A small crowd of my people saw me off at the airport with many hugs and lots of tears. It was these same people that got me through the last few days of packing and preparing to leave; I was spent about two days earlier than I could afford to be (thank you again to all of you). I handed my Michigan driver's license and boarding pass to the TSA agent at the security checkpoint wondering if “weepy mess” was part of their profiling training to spot potential terrorists. By the time the plane landed in Milwaukee (yes, Milwaukee) for my layover, I was doing rather well. Until, that is, I started seeing all manner of tweets from my technology-savvy friends saying ridiculously complimenary things about me and about how they missed me. I was crying again when I bought my salad and fruit cup for lunch.

I arrived at La Guardia airport in New York ahead of schedule. When I met my friend Elyse at the  airport and we rode the bus into Manhattan I was doing so well. I was completely in love with all these crazy people I was smashed together with on the bus. The bus driver was like a modern day, black Ralph Kramden (for those old enough to know that reference). He had a booming voice he used often to fit entirely too many people on the bus. We  came up over the bridge across the East River and could see Manhattan. It was inspiring. I felt more hopeful than intimidated.

A long trip into Elyse's neighborhood followed. The trip was long mostly because of my heavy, unwieldy bags. From the bus it was down into the subway. We arrived at the 86th Street station and walked to Elyse's tiny 300 square foot Manhattan apartment. This would be my temporary home for some number of days.

After getting settled, at around 8 o'clock we went out to get a small something to eat and go out on the town. We had delicious empanadas at a little Argentinian place. Right then, it started to hit. I just felt hollow  somehow. Unanchored. Doubts about everything started to creep in and have their way. I got this idea in my head that I was going to make it for a week and then have a real breakdown. Lord, what have I gone and gotten myself into?

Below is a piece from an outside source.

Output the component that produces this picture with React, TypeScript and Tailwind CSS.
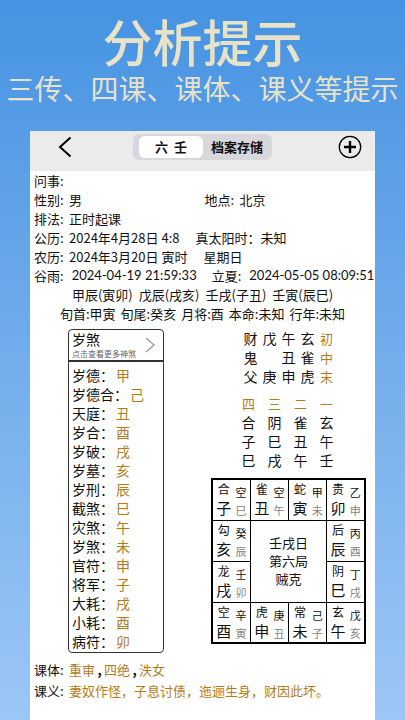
const omens = [
  ["岁德", "甲"],
  ["岁德合", "己"],
  ["天庭", "丑"],
  ["岁合", "酉"],
  ["岁破", "戌"],
  ["岁墓", "亥"],
  ["岁刑", "辰"],
  ["截煞", "巳"],
  ["灾煞", "午"],
  ["岁煞", "未"],
  ["官符", "申"],
  ["将军", "子"],
  ["大耗", "戌"],
  ["小耗", "酉"],
  ["病符", "卯"],
];

const passes = [
  ["财", "戊", "午", "玄", "初"],
  ["鬼", "", "丑", "雀", "中"],
  ["父", "庚", "申", "虎", "末"],
];

const lessonHeads = ["四", "三", "二", "一"];
const lessons = [
  ["合", "阴", "雀", "玄"],
  ["子", "巳", "丑", "午"],
  ["巳", "戌", "午", "壬"],
];

// Each palace: general, heaven branch, stem, earth branch
function Palace({ text }: { text: string }) {
  const [general, heaven, stem, earth] = text.split("");
  return (
    <td className="h-[41px] border border-black p-0">
      <div className="flex justify-center gap-1">
        <div className="flex flex-col items-center">
          <span className="text-[12px] leading-[17px]">{general}</span>
          <span className="text-[15px] leading-[22px]">{heaven}</span>
        </div>
        <div className="flex flex-col items-center pt-[3px] text-[11px] leading-[18px]">
          <span>{stem}</span>
          <span className="text-[#858585]">{earth}</span>
        </div>
      </div>
    </td>
  );
}

function Header() {
  return (
    <header className="flex h-10 items-start bg-[#ebebeb] pt-[3px] pr-3 pl-7">
      <button type="button" aria-label="返回" className="flex h-[26px] w-4 items-center">
        <svg viewBox="0 0 16 24" className="h-6 w-4" fill="none" stroke="#000" strokeWidth="2">
          <path d="M12.5 2.5 2 12l10.500 9.500" />
        </svg>
      </button>
      <div className="ml-[59px] flex h-[26px] rounded-md bg-[#d8d7dc] py-[2px] pr-[9px] pl-1.5 text-[13px] leading-[22px] font-bold">
        <button type="button" aria-pressed="true" className="w-16 rounded-md bg-white whitespace-pre">
          {"六  壬"}
        </button>
        <button type="button" aria-pressed="false" className="ml-2">
          档案存储
        </button>
      </div>
      <button type="button" aria-label="新增" className="ml-auto flex h-[26px] items-center">
        <svg viewBox="0 0 26 26" className="size-[26px]" fill="none" stroke="#000">
          <circle cx="13" cy="13" r="10.7" strokeWidth="1.3" />
          <path d="M13 7v12M7 13h12" strokeWidth="2.4" />
        </svg>
      </button>
    </header>
  );
}

function Info() {
  return (
    <section className="pl-1 text-[13px] leading-[19px] whitespace-nowrap">
      <p>问事:</p>
      <div className="flex">
        <p className="flex w-1/2">
          <span className="w-[35px]">性别:</span>
          <span>男</span>
        </p>
        <p className="flex">
          <span className="w-[35px]">地点:</span>
          <span>北京</span>
        </p>
      </div>
      <p className="flex">
        <span className="w-[35px]">排法:</span>
        <span>正时起课</span>
      </p>
      <p className="flex">
        <span className="w-[35px]">公历:</span>
        <span className="mr-4">2024年4月28日 4:8</span>
        <span>真太阳时：未知</span>
      </p>
      <p className="flex">
        <span className="w-[35px]">农历:</span>
        <span className="mr-4">2024年3月20日 寅时</span>
        <span>星期日</span>
      </p>
      <div className="flex gap-[15px]">
        <p className="flex gap-2">
          <span>谷雨:</span>
          <span className="font-[Lato]">2024-04-19 21:59:33</span>
        </p>
        <p className="flex gap-2">
          <span>立夏:</span>
          <span className="font-[Lato]">2024-05-05 08:09:51</span>
        </p>
      </div>
      <p className="flex justify-center gap-1.5 pr-1">
        <span>甲辰(寅卯)</span>
        <span>戊辰(戌亥)</span>
        <span>壬戌(子丑)</span>
        <span>壬寅(辰巳)</span>
      </p>
      <p className="flex justify-center gap-[5px] pr-1">
        <span>旬首:甲寅</span>
        <span>旬尾:癸亥</span>
        <span>月将:酉</span>
        <span>本命:未知</span>
        <span>行年:未知</span>
      </p>
    </section>
  );
}

function Omens() {
  return (
    <section className="w-24 rounded border border-[#333] text-[14px]">
      <button type="button" className="flex h-8 w-full items-center justify-between border-b-2 border-[#333] pr-2 pl-[3px] text-left">
        <span className="flex flex-col">
          <span className="leading-[18px]">岁煞</span>
          <span className="text-[8px] leading-[12px] whitespace-nowrap text-[#666]">点击查看更多神煞</span>
        </span>
        <svg viewBox="0 0 10 18" className="h-[18px] w-[10px] shrink-0" fill="none" stroke="#999" strokeWidth="1.3">
          <path d="M1 2l8 7-8 7" />
        </svg>
      </button>
      <ul className="flex flex-col pt-1 pb-[1px] pl-[3px]">
        {omens.map(([name, value]) => (
          <li key={name} className="flex gap-0.5 leading-[19px]">
            <span>{name}：</span>
            <span className="text-[#b27c1c]">{value}</span>
          </li>
        ))}
      </ul>
    </section>
  );
}

function Chart() {
  return (
    <section className="flex w-[155px] flex-col items-center text-[14px]">
      <table className="text-center leading-[19px]">
        <tbody>
          {passes.map((row) => (
            <tr key={row[4]}>
              {row.slice(0, 4).map((c, i) => (
                <td key={i} className="w-[19px] p-0">{c}</td>
              ))}
              <th scope="row" className="w-[19px] p-0 text-[13px] font-normal text-[#b27c1c]">{row[4]}</th>
            </tr>
          ))}
        </tbody>
      </table>

      <table className="mt-2 mr-0.5 text-center leading-[19px]">
        <thead>
          <tr>
            {lessonHeads.map((h) => (
              <th key={h} scope="col" className="w-[26px] p-0 text-[13px] font-normal text-[#b27c1c]">{h}</th>
            ))}
          </tr>
        </thead>
        <tbody>
          {lessons.map((row, r) => (
            <tr key={r}>
              {row.map((c, i) => (
                <td key={i} className="p-0">{c}</td>
              ))}
            </tr>
          ))}
        </tbody>
      </table>

      <table className="mt-2 w-full table-fixed border-collapse border-2 border-black">
        <tbody>
          <tr>
            <Palace text="合子空巳" />
            <Palace text="雀丑空午" />
            <Palace text="蛇寅甲未" />
            <Palace text="贵卯乙申" />
          </tr>
          <tr>
            <Palace text="勾亥癸辰" />
            <td colSpan={2} rowSpan={2} className="border border-black p-0 text-center text-[13px] leading-[18px]">
              <p>壬戌日</p>
              <p>第六局</p>
              <p>贼克</p>
            </td>
            <Palace text="后辰丙酉" />
          </tr>
          <tr>
            <Palace text="龙戌壬卯" />
            <Palace text="阴巳丁戌" />
          </tr>
          <tr>
            <Palace text="空酉辛寅" />
            <Palace text="虎申庚丑" />
            <Palace text="常未己子" />
            <Palace text="玄午戊亥" />
          </tr>
        </tbody>
      </table>
    </section>
  );
}

export default function App() {
  return (
    <div className="flex min-h-screen flex-col bg-linear-to-b from-[#4593e2] to-[#9cc6f5] font-['Noto_Sans_CJK_SC',sans-serif] text-[#111]">
      <div className="flex h-[131px] flex-col items-center text-[#e8e2c8]">
        <h1 className="pt-1 text-[50px] leading-[72px] font-medium">分析提示</h1>
        <p className="text-[28px] leading-[24px] whitespace-nowrap">三传、四课、课体、课义等提示</p>
      </div>

      <main className="mx-[30px] flex-1 bg-white">
        <Header />
        <Info />
        <div className="mt-1.5 flex items-start justify-between pr-[9px] pl-[38px]">
          <Omens />
          <Chart />
        </div>
        <footer className="mt-1.5 pl-1 text-[13px] leading-[21px]">
          <p className="flex">
            <span className="w-[35px]">课体:</span>
            <span className="text-[#b27c1c]">重审</span>
            <b className="w-[9px] text-center">,</b>
            <span className="text-[#b27c1c]">四绝</span>
            <b className="w-[9px] text-center">,</b>
            <span className="text-[#b27c1c]">泆女</span>
          </p>
          <p className="flex">
            <span className="w-[35px]">课义:</span>
            <span className="text-[#b27c1c]">妻奴作怪，子息讨债，迤逦生身，财因此坏。</span>
          </p>
        </footer>
      </main>
    </div>
  );
}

But then everything changed.

Elyse asked what I wanted to do after our small meal. I suggested a walk in Central Park as it wasn't far away.  She offered also a walk along the promenade that runs through a park along the East  River. We did that. We walked a long ways in the perfect night air. We ended  up under cable cars crossing the river alongside the Queensboro Bridge. I used a magic app on my iPhone to figure out what we were seeing  as neither of us knew. It was the Roosevelt Island Aerial Tramway (be sure to follow that link for pictures). I'm fairly certain this is the tram in the very first Toby  Maguire Spider-man film. Elyse and I joked that Roosevelt Island will be the place that we always plan to visit while we both live in New York but never do.

On the walk I told Elyse about a park I'd always wanted to see. She knew just what I was talking about, and it was nearby. High Line Park was once an elevated train track. It's now  this beautiful, elevated, narrow park above the city streets. The city presses in on it with  these gorgeous, weathered, brick buildings. The night lighting is amazing. The  landscaping is perfectly designed. The old train tracks remain in sections, embedded in  the new concrete panels. There's art all along the park. I was so enthralled  by it all, I nearly came apart at the seams. The High Line is my new favorite park  in the entire world.

I had expressed interest in Vietnamese food for our dinner. Elyse had heard of a place. It was just down the way from the High Line. We got off the High Line walk and darted over to a Vietnamese / Thai  place (run by a French-trained chef) in the Meatpacking District named Spice Market. The food was just amazing. The ginger margarita blew our minds. A spilled dish introduced us to two middle-aged women at the next table who confessed that they were in the city from New jersey out on a man hunt. Or rather, Nancy, a divorcée “getting back on the horse” was on a manhunt. Trish was her “wing gal” (Trish's phrase). They hadn't found any men and had a half  hour left in their evening quest. So I promptly invited myself over, sat right next to Nancy and put my arm around her. I fashioned myself as her man candy as best I could (as much as I'm able to be such a thing) for the half hour before they had to exit the city back home. They were both rather taken with my height and laughed hysterically when I called Nancy's ex-husband “short” (he's 6' 3"). The four of us all had a riot. Nancy seemed very appreciative of my gesture, and I think she's going to be just fine.

We didn't get in from our night out until really late. Or, rather, really early. I nearly fell asleep standing up in the subway a half dozen times. I showered and collapsed  into bed. I didn't get up until noon. Elyse prepared a very late, vegetarian brunch of coffee, toast with fig spread, and blueberry / kiwi / yogurt smoothies. It was a refreshing little meal that was the perfect period to a long run-on sentence of adventures. Long story short — after all that happened the night before I felt like a new man. I think I'm going to be just fine.